Last winter, I pulled over to help a young Labrador back to the safety of his yard. He was playing in the snow bank opposite his home on a very dangerous stretch of wooded road. I knew this dog lived on the other side of the road as I had previously witnessed the charging and barking behavior that he and his littermate indulge in when dogs are walked past their property. I questioned whether he’d go home or not because, in doing so, he’d have to endure a ‘correction’ on his invisible fence collar. What I saw instead was that he knew how to avoid the shock… he paced back and forth along the edge of his property in the road until he located the highest point in the snow bank. He backed up and got a running start and cleared it! The ice and snow insulated him from getting the full shock. The fact that this dog had figured that out was no more a surprise to me than the fact that his owner could hardly care less that her dog was on the other side of the road.

A few years ago, I witnessed another invisible fence incident. This one was very disturbing indeed. While waiting at a traffic light, I was instantly aware of a man carrying a broomstick. As soon as the light turned green, I pulled over to intervene on the dog’s behalf. Somehow I knew where this man was headed and what he was intending to do with that stick. I talked with him and was able to get him to give up his plan of retaliating on the Australian Shepherd who he thought was going to attack him when he had jogged past the dog’s property just a few minutes earlier. As I had seen many times before while at that traffic light, the dog chased and barked at all who passed by his property. What this passerby did not know was that the dog ‘could not’ get to him on the sidewalk. Does that really matter though? Of course not!
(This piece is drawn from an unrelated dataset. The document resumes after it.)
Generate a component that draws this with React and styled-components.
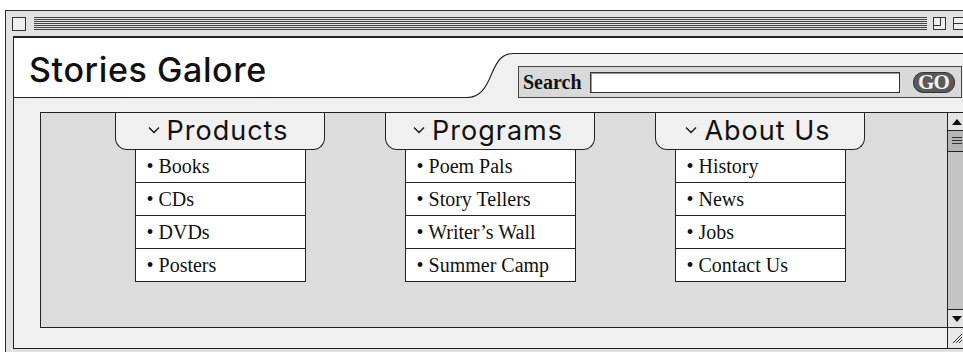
import React from "react";
import styled, { createGlobalStyle } from "styled-components";

const GlobalStyle = createGlobalStyle`
    html, body {
        margin: 0;
        padding: 0;
        background: #ffffff;
        overflow: hidden;
    }
`

const sans = `Inter, "Noto Sans", "Liberation Sans", sans-serif`
const serif = `"Liberation Serif", "Times New Roman", serif`

const Window = styled.div`
    margin: 10px 0 0 5px;
    width: 980px;
    height: 342px;
    overflow: hidden;
    border: 1px solid #2a2a2a;
    border-bottom: none;
    background: #e2e2e2;
    box-sizing: border-box;
`

const TitleBar = styled.div`
    height: 25px;
    display: flex;
    align-items: center;
    padding-left: 6px;
    gap: 8px;
`

const CloseBox = styled.div`
    width: 12px;
    height: 12px;
    border: 1px solid #333;
    background: #eeeeee;
`

const Stripes = styled.div`
    width: 893px;
    height: 13px;
    background: repeating-linear-gradient(
        to bottom,
        #444 0px,
        #444 1px,
        #e2e2e2 1px,
        #e2e2e2 2px
    );
`

const TitleIcons = styled.div`
    display: flex;
    gap: 7px;
    margin-left: -2px;
`

const ZoomBox = styled.div`
    width: 11px;
    height: 11px;
    border: 1px solid #333;
    background: #eeeeee;
    position: relative;

    &::after {
        content: "";
        position: absolute;
        left: 0;
        top: 0;
        width: 6px;
        height: 7px;
        border-right: 1px solid #333;
        border-bottom: 1px solid #333;
    }
`

const ShadeBox = styled.div`
    width: 12px;
    height: 11px;
    border: 1px solid #333;
    background: #eeeeee;
    position: relative;

    &::after {
        content: "";
        position: absolute;
        left: 0;
        right: 0;
        top: 5px;
        border-top: 1px solid #333;
    }
`

const Frame = styled.div`
    margin-left: 7px;
    border-top: 2px solid #222;
    border-left: 1px solid #222;
    border-bottom: 1px solid #222;
    background: #f0f0f0;
`

const Header = styled.div`
    display: flex;
    height: 60px;
`

const Brand = styled.div`
    width: 453px;
    background: #ffffff;
    border-bottom: 1px solid #222;
    box-sizing: border-box;
    display: flex;
    align-items: center;
    padding-left: 15px;
    padding-top: 3px;
`

const BrandName = styled.h1`
    margin: 0;
    font-family: ${sans};
    font-weight: 500;
    font-size: 34px;
    letter-spacing: 0.6px;
    color: #111;
`

const Curve = styled.svg`
    display: block;
    flex: none;
`

const SearchArea = styled.div`
    flex: 1;
    display: flex;
    flex-direction: column;
`

const TopStrip = styled.div`
    height: 15px;
    background: #ffffff;
    border-bottom: 1px solid #222;
`

const SearchBox = styled.form`
    margin: 12px 0 0 5px;
    height: 32px;
    width: 444px;
    box-sizing: border-box;
    border: 1px solid #444;
    background: #d9d9d9;
    display: flex;
    align-items: center;
    padding: 0 0 0 4px;
    gap: 8px;
`

const SearchLabel = styled.label`
    font-family: ${serif};
    font-weight: bold;
    font-size: 20px;
    color: #111;
`

const SearchInput = styled.div`
    width: 308px;
    height: 19px;
    background: #fff;
    border: 1px solid #333;
    box-shadow: inset 1px 1px 0 #999;
`

const GoButton = styled.div`
    width: 42px;
    height: 21px;
    margin-left: 5px;
    border-radius: 10px;
    background: #5a5a5a;
    border: 1px solid #333;
    box-sizing: border-box;
    display: flex;
    align-items: center;
    justify-content: center;
    font-family: ${serif};
    font-weight: bold;
    font-size: 21px;
    color: #f2f2f2;
    letter-spacing: -0.8px;
`

const Body = styled.div`
    display: flex;
`

const Main = styled.div`
    width: 933px;
    box-sizing: border-box;
    padding: 14px 0 20px 26px;
`

const Panel = styled.div`
    height: 214px;
    border-top: 1px solid #222;
    border-left: 1px solid #222;
    border-bottom: 1px solid #222;
    background: #dcdcdc;
    display: flex;
    gap: 60px;
    padding-left: 74px;
`

const Menu = styled.div`
    width: 210px;
    display: flex;
    flex-direction: column;
    align-items: center;
`

const Tab = styled.div`
    width: 210px;
    height: 37px;
    box-sizing: border-box;
    background: #f0f0f0;
    border: 1px solid #222;
    border-top: none;
    border-radius: 0 0 12px 12px;
    display: flex;
    align-items: center;
    justify-content: center;
    gap: 7px;
    font-family: ${sans};
    font-size: 27px;
    font-weight: 400;
    letter-spacing: 1px;
    color: #111;
    padding: 0 4px 2px 0;
`

const List = styled.ul`
    list-style: none;
    margin: 0;
    padding: 0;
    width: 171px;
    box-sizing: border-box;
    border: 1px solid #222;
    border-top: none;
    background: #fff;
`

const Item = styled.li`
    height: 32px;
    display: flex;
    align-items: center;
    padding-left: 11px;
    font-family: ${serif};
    font-size: 20px;
    color: #111;
    border-top: ${p => (p.$first ? "none" : "1px solid #222")};
`

const ScrollCol = styled.div`
    width: 18px;
    margin-top: 14px;
    border-left: 1px solid #222;
    display: flex;
    flex-direction: column;
`

const Track = styled.div`
    height: 214px;
    border-top: 1px solid #222;
    border-bottom: 1px solid #222;
    background: #c4c4c4;
    display: flex;
    flex-direction: column;
`

const ArrowBox = styled.div`
    height: 17px;
    background: #e4e4e4;
    display: flex;
    align-items: center;
    justify-content: center;
    border-${p => (p.$down ? "top" : "bottom")}: 1px solid #222;
`

const Thumb = styled.div`
    height: 20px;
    background: #b4b4b4;
    border-bottom: 1px solid #222;
    display: flex;
    align-items: center;
    justify-content: center;
`

const Gap = styled.div`
    flex: 1;
`

const Grip = styled.div`
    height: 20px;
    background: #e8e8e8;
    display: flex;
    align-items: center;
    justify-content: center;
`

const Chevron = () => (
    <svg width="12" height="8" viewBox="0 0 12 8">
        <polyline points="1,1.5 6,6.5 11,1.5" fill="none" stroke="#111" strokeWidth="1.3" />
    </svg>
)

const menus = [
    { title: "Products", items: ["Books", "CDs", "DVDs", "Posters"] },
    { title: "Programs", items: ["Poem Pals", "Story Tellers", "Writer\u2019s Wall", "Summer Camp"] },
    { title: "About Us", items: ["History", "News", "Jobs", "Contact Us"] },
]

export default function App() {
    return (
        <>
            <GlobalStyle />
            <Window>
                <TitleBar>
                    <CloseBox />
                    <Stripes />
                    <TitleIcons>
                        <ZoomBox />
                        <ShadeBox />
                    </TitleIcons>
                </TitleBar>
                <Frame>
                    <Header>
                        <Brand>
                            <BrandName>Stories Galore</BrandName>
                        </Brand>
                        <Curve width="46" height="60" viewBox="0 0 46 60">
                            <path d="M0 0 H46 V15.5 C36 15.5 31 21 25 35 C19 50 13 59.5 0 59.5 Z" fill="#fff" />
                            <path d="M46 15.5 C36 15.5 31 21 25 35 C19 50 13 59.5 0 59.5" fill="none" stroke="#222" strokeWidth="1.1" />
                        </Curve>
                        <SearchArea>
                            <TopStrip />
                            <SearchBox onSubmit={e => e.preventDefault()}>
                                <SearchLabel>Search</SearchLabel>
                                <SearchInput />
                                <GoButton>GO</GoButton>
                            </SearchBox>
                        </SearchArea>
                    </Header>
                    <Body>
                        <Main>
                            <Panel>
                                {menus.map(menu => (
                                    <Menu key={menu.title}>
                                        <Tab>
                                            <Chevron />
                                            {menu.title}
                                        </Tab>
                                        <List>
                                            {menu.items.map((item, i) => (
                                                <Item key={item} $first={i === 0}>• {item}</Item>
                                            ))}
                                        </List>
                                    </Menu>
                                ))}
                            </Panel>
                        </Main>
                        <ScrollCol>
                            <Track>
                                <ArrowBox>
                                    <svg width="10" height="6" viewBox="0 0 10 6"><polygon points="0,6 5,0 10,6" fill="#111" /></svg>
                                </ArrowBox>
                                <Thumb>
                                    <svg width="10" height="9" viewBox="0 0 10 9">
                                        <path d="M0 0.5 H10 M0 3.5 H10 M0 6.5 H10" stroke="#333" strokeWidth="1" />
                                    </svg>
                                </Thumb>
                                <Gap />
                                <ArrowBox $down>
                                    <svg width="10" height="6" viewBox="0 0 10 6"><polygon points="0,0 10,0 5,6" fill="#111" /></svg>
                                </ArrowBox>
                            </Track>
                            <Grip>
                                <svg width="12" height="12" viewBox="0 0 12 12">
                                    <path d="M2 11 L11 2 M5 11 L11 5 M8 11 L11 8" stroke="#333" strokeWidth="1" />
                                </svg>
                            </Grip>
                        </ScrollCol>
                    </Body>
                </Frame>
            </Window>
        </>
    )
}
Through the years, I’ve met dogs that have at one time or another had the freedom of having a yard, or rather, had time alone in the yard. While some dogs seem not to be effected by the collar correction, others are adversely effected. For those, the after effects can linger. Take for example, a yellow lab had lived the first 5 years of life in the city, going everywhere on a leash and with human company and supervision. The introduction of the IF was a terrifying experience for her and resulted in an unwillingness to go further than 10 feet from the house, unless she was not wearing her new heavy collar. Fortunately, her guardians stopped using the IF system altogether.

In my client base, she was the only dog who was obviously adversely affected by the IF system. Others have been indirectly so. A next door neighbor dog had busted through the fence to greet a dog and was hit by a car. Another bolted after wildlife even while experiencing the effects of chemotherapy. She was lost for exactly two weeks… for she was likely disoriented from not knowing the area (they had just moved), having drugs on board and possibly the jolt of the collar correction when she left the property. It is often the case that dogs go after things off the property because they are left to act freely. In an adrenaline rush, they probably do not feel the shock that normally inhibits leaving. Some dogs come back through the fence while others ‘cannot’ when the adrenaline rush is over because they’ve ‘come back to their senses’.

Calls to help fix behavioral problems that result from the use of the IF come in pretty regularly. If the request is to remedy issues specific to the initial IF collar training or installation, I usually refer them back to the company whose installation personnel ‘trained’ the dog on the collar. More frequently I receive calls about ‘fence running’ at other dogs and people, aka, aggressive behavior. The presence of the fence can embolden some dogs and provoke others. What do I recommend to the owners of such dogs? Well, first things first involve a commitment to not leaving your dog unsupervised in the yard. This is the hardest part for many people, especially when considering the cost of the fence installation, but it is a necessary first step in order to affect behavior change.